えむえすぷらす

ドライブ・マイ・カーのえむえすぷらすのレビュー・感想・評価

ドライブ・マイ・カー(2021年製作の映画)
5.0
濱口監督作品は『寝ても覚めても』以来の2本目。本作はファーストランでは観に行きやすい所で上映がなく今回のアカデミー賞ノミネートの復活上映でようやく観られた。

生々しいアバンタイトルでの脚本家の妻との関係性描写に始まる。行為の後で紡がれる生々しい物語は朝を迎えてプロットとしてテキストに変わっていくあたりはいかにも村上春樹らしい描写。

劇中舞台劇『ワーニャおじさん』を広島で開催される国際演劇祭上演に向けて稽古をつけていく。その練習描写の大半を本読みに当てしかも感情を乗せない棒読みを求めて出演俳優らを困惑させる。でもこのスタイルは本作の世界の登場人物の演技にも共通した演出であり、そこで相手役の台詞も全て把握してそこでようやく物語世界への理解の道が開かれるのだという哲学に通じる。それは主人公家福(かふく)のもはや取り返しのつかない伝えるべきだった言葉、思い、感情があり、ようやくそこに辿り着いた事でスターティング・ポジションに立てた事、でもそれが単なる道標の一つ、通過点にしかならないと気付かされる。

人が生きていく事はサヴァイヴする事であり、傷も何もかもかかえてなお歩むしかない。その事への気付きは家福や「問題ありません」と頑なだったドライバーの二人への祝福として与えられるほんのちょっとしたご褒美。

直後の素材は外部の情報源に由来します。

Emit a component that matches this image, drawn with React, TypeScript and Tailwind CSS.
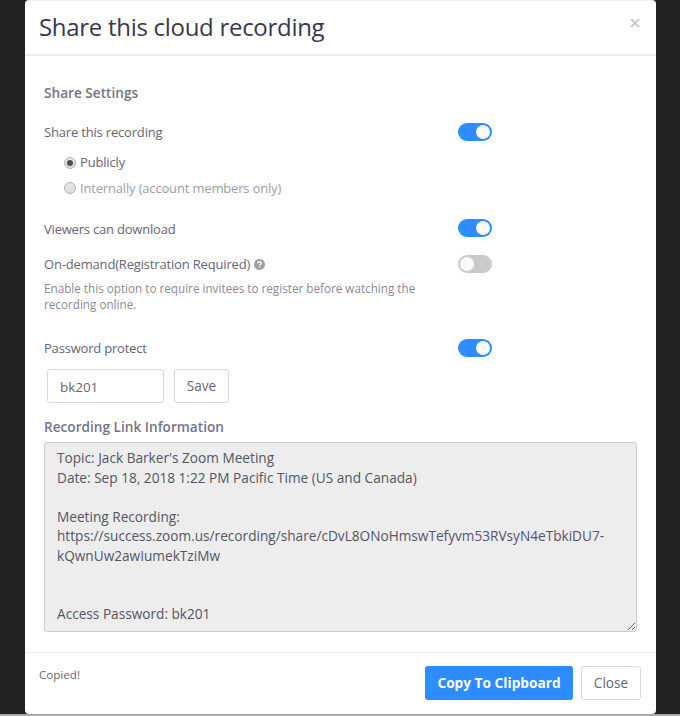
import React, { useState } from "react";

const linkInfo = `Topic: Jack Barker's Zoom Meeting
Date: Sep 18, 2018 1:22 PM Pacific Time (US and Canada)

Meeting Recording:
https://success.zoom.us/recording/share/cDvL8ONoHmswTefyvm53RVsyN4eTbkiDU7-
kQwnUw2awIumekTziMw


Access Password: bk201`;

type ToggleProps = {
  checked: boolean;
  onChange: () => void;
};

function Toggle({ checked, onChange }: ToggleProps) {
  return (
    <button
      role="switch"
      aria-checked={checked}
      onClick={onChange}
      className={`flex h-[18px] w-[34px] shrink-0 items-center rounded-full px-[2px] ${
        checked ? "justify-end bg-[#2d8cff]" : "justify-start bg-[#cacaca]"
      }`}
    >
      <span className="size-[14px] rounded-full bg-[#fafafa]" />
    </button>
  );
}

function Radio({ checked }: { checked: boolean }) {
  return (
    <span className="flex size-3 items-center justify-center rounded-full border border-[#b4b4b4] bg-linear-to-b from-[#e6e6e6] to-[#dcdcdc]">
      {checked && <span className="size-[6px] rounded-full bg-[#4f4f4f]" />}
    </span>
  );
}

function App() {
  const [share, setShare] = useState(true);
  const [audience, setAudience] = useState("public");
  const [download, setDownload] = useState(true);
  const [onDemand, setOnDemand] = useState(false);
  const [protect, setProtect] = useState(true);
  const [password, setPassword] = useState("bk201");

  return (
    <div className="h-[716px] w-[680px] overflow-hidden border-b-2 border-[#a9a9a9] bg-[#222222] pl-[25px] font-['Open_Sans',sans-serif] text-[13px] text-[#666674]">
      <div className="flex h-[714px] w-[631px] flex-col rounded-[4px] border-t border-[#efefef] bg-white">
        {/* Header */}
        <div className="flex h-[55px] shrink-0 justify-between border-b-2 border-[#ececec] pr-4 pl-[14px]">
          <h1 className="pt-[9px] text-[24px] leading-[34px] tracking-[-0.29px] text-[#39394d]">
            Share this cloud recording
          </h1>
          <button className="mt-[17px] flex size-[10px] items-center justify-center">
            <svg viewBox="0 0 10 10" className="size-[10px]" stroke="#cccccc" strokeWidth="2">
              <path d="M1 1L9 9M9 1L1 9" />
            </svg>
          </button>
        </div>

        {/* Body */}
        <div className="flex h-[596px] shrink-0 flex-col px-[19px] pt-[27px]">
          <h2 className="h-5 text-[13.65px] leading-5 font-semibold text-[#747487]">
            Share Settings
          </h2>

          <div className="mt-[19px] flex h-5 w-[448px] items-center justify-between">
            <span className="pt-[2px] tracking-[-0.18px]">Share this recording</span>
            <Toggle checked={share} onChange={() => setShare(!share)} />
          </div>
          <div className="mt-[11px] flex flex-col gap-[5px] pl-5 tracking-[-0.17px]">
            <button
              className="flex h-5 items-center gap-1"
              onClick={() => setAudience("public")}
            >
              <Radio checked={audience === "public"} />
              <span>Publicly</span>
            </button>
            <button
              className="flex h-5 items-center gap-1 text-[#9d9da7]"
              onClick={() => setAudience("internal")}
            >
              <Radio checked={audience === "internal"} />
              <span className="pt-[2px]">Internally (account members only)</span>
            </button>
          </div>

          <div className="mt-5 flex h-5 w-[448px] items-center justify-between">
            <span className="pt-1 tracking-[-0.2px]">Viewers can download</span>
            <Toggle checked={download} onChange={() => setDownload(!download)} />
          </div>

          <div className="mt-4 flex h-5 w-[448px] items-center justify-between">
            <span className="flex items-center gap-1 pt-[2px] tracking-[-0.17px]">
              On-demand(Registration Required)
              <svg viewBox="0 0 12 12" className="mb-px size-[11px]">
                <circle cx="6" cy="6" r="6" fill="#a0a0a0" />
                <path
                  d="M4 4.6C4 2.4 8 2.4 8 4.5C8 5.8 6.1 5.7 6.1 7.2M6.1 8.2V9.6"
                  fill="none"
                  stroke="#fff"
                  strokeWidth="1.5"
                />
              </svg>
            </span>
            <Toggle checked={onDemand} onChange={() => setOnDemand(!onDemand)} />
          </div>
          <p className="mt-[6px] w-[400px] text-[11.7px] leading-4 text-[#8a8a94]">
            Enable this option to require invitees to register before watching the
            <br />
            recording online.
          </p>

          <div className="mt-[26px] flex h-5 w-[448px] items-center justify-between">
            <span className="pt-[2px] tracking-[-0.2px]">Password protect</span>
            <Toggle checked={protect} onChange={() => setProtect(!protect)} />
          </div>
          <div className="mt-[11px] flex gap-[10px] pl-[3px]">
            <input
              value={password}
              onChange={(e) => setPassword(e.target.value)}
              className="h-[34px] w-[117px] rounded-[3px] border border-[#d8d8d8] px-3 pt-[2px] text-[13.4px] outline-none"
            />
            <button className="h-[34px] w-[55px] rounded-[3px] border border-[#d8d8d8] text-[13.6px]">
              Save
            </button>
          </div>

          <h2 className="mt-[14px] h-5 text-[13.65px] leading-5 font-semibold text-[#747487]">
            Recording Link Information
          </h2>
          <textarea
            readOnly
            value={linkInfo}
            className="mt-[5px] h-[190px] w-[593px] resize overflow-hidden rounded-[3px] border border-[#cccccc] bg-[#ededed] px-3 py-[5px] text-[13.65px] leading-[19.5px] text-[#555566] outline-none"
          />
        </div>

        {/* Footer */}
        <div className="flex flex-1 border-t border-[#ececec] pt-[13px] pr-[15px] pl-[14px]">
          <span className="mr-auto text-[11.6px] leading-[18px]">Copied!</span>
          <button className="mr-2 h-[34px] w-[148px] rounded-[3px] bg-[#2d8cff] text-[13.7px] font-bold text-white">
            Copy To Clipboard
          </button>
          <button className="h-[34px] w-[60px] rounded-[3px] border border-[#d8d8d8] text-[13.6px]">
            Close
          </button>
        </div>
      </div>
    </div>
  );
}

export default App;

自らを律することへの問題を抱えた青年役を岡田将生さんが演じていてその衝動を最後に見事に昇華させていた。彼は人として決定的な過ちを犯す。でもそんな彼にもほんのちょっとしたご褒美として彼の思い、感情を見せる瞬間が訪れる。登場人物達に何か与える使い捨てにしないいい映画だと思った。